# Short problem
Copy the lines holding the word "TypeScript", all of them.

# Records to use
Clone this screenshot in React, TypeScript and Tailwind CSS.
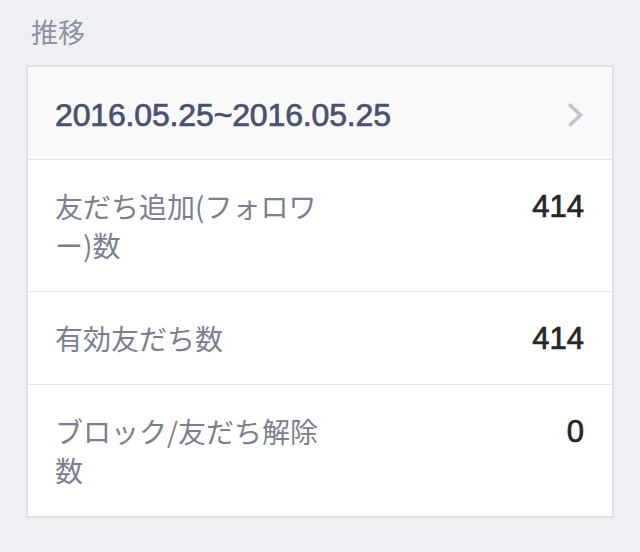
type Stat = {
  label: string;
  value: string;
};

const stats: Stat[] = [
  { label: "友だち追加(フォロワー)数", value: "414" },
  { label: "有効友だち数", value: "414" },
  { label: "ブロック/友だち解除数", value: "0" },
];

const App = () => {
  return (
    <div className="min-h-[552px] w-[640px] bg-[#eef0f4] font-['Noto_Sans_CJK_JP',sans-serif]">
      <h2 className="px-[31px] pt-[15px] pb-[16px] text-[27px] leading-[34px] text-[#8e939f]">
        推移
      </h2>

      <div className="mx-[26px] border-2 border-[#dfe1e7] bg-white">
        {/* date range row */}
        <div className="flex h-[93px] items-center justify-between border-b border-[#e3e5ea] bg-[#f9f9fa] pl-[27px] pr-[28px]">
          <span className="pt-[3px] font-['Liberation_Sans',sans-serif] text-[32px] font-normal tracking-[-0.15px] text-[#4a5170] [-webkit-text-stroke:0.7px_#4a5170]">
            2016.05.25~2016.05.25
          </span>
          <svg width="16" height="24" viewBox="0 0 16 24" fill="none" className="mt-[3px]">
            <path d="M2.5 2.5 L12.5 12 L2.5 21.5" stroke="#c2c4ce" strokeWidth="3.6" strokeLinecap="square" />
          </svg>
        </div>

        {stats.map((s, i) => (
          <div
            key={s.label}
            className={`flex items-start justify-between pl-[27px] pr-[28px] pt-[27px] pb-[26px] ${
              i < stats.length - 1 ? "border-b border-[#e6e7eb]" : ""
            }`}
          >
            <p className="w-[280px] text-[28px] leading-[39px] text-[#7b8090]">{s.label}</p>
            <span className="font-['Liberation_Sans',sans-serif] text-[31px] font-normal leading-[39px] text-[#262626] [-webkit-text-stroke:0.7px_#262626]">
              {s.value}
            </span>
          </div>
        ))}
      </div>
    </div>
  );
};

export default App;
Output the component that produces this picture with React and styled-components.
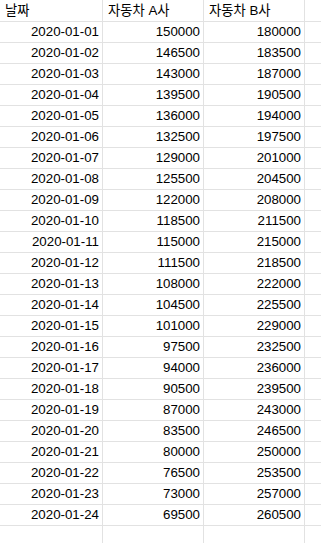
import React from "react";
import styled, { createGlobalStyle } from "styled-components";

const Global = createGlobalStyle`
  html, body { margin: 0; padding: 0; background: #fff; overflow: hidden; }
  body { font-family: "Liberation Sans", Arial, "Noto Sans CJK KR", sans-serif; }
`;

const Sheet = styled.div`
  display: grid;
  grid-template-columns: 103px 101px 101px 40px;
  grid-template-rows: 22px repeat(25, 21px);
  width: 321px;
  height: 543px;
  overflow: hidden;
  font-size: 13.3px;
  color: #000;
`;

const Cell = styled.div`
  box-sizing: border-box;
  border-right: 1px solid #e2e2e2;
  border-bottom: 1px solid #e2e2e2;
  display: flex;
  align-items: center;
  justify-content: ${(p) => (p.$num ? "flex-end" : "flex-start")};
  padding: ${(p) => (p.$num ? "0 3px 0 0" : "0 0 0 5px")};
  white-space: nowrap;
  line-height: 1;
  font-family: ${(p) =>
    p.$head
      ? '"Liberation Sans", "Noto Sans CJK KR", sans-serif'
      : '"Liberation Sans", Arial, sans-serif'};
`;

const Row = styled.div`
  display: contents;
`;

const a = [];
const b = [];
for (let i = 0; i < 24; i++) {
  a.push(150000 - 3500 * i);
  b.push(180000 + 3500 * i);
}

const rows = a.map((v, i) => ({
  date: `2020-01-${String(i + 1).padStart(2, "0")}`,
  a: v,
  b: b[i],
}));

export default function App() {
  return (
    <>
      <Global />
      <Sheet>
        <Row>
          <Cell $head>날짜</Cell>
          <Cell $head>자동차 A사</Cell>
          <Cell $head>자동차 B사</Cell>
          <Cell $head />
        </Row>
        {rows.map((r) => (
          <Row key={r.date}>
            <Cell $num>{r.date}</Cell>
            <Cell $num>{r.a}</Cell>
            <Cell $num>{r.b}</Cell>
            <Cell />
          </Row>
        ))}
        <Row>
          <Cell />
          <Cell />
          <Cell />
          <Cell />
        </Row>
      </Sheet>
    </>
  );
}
...
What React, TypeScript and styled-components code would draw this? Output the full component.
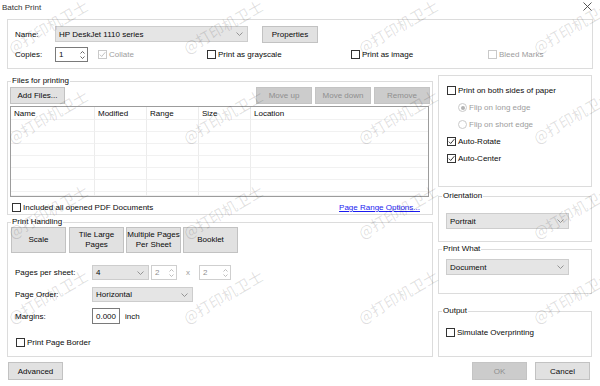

# Solution to this problem
Clone this screenshot in React, TypeScript and Tailwind CSS.
What React, TypeScript and styled-components code would draw this? Output the full component.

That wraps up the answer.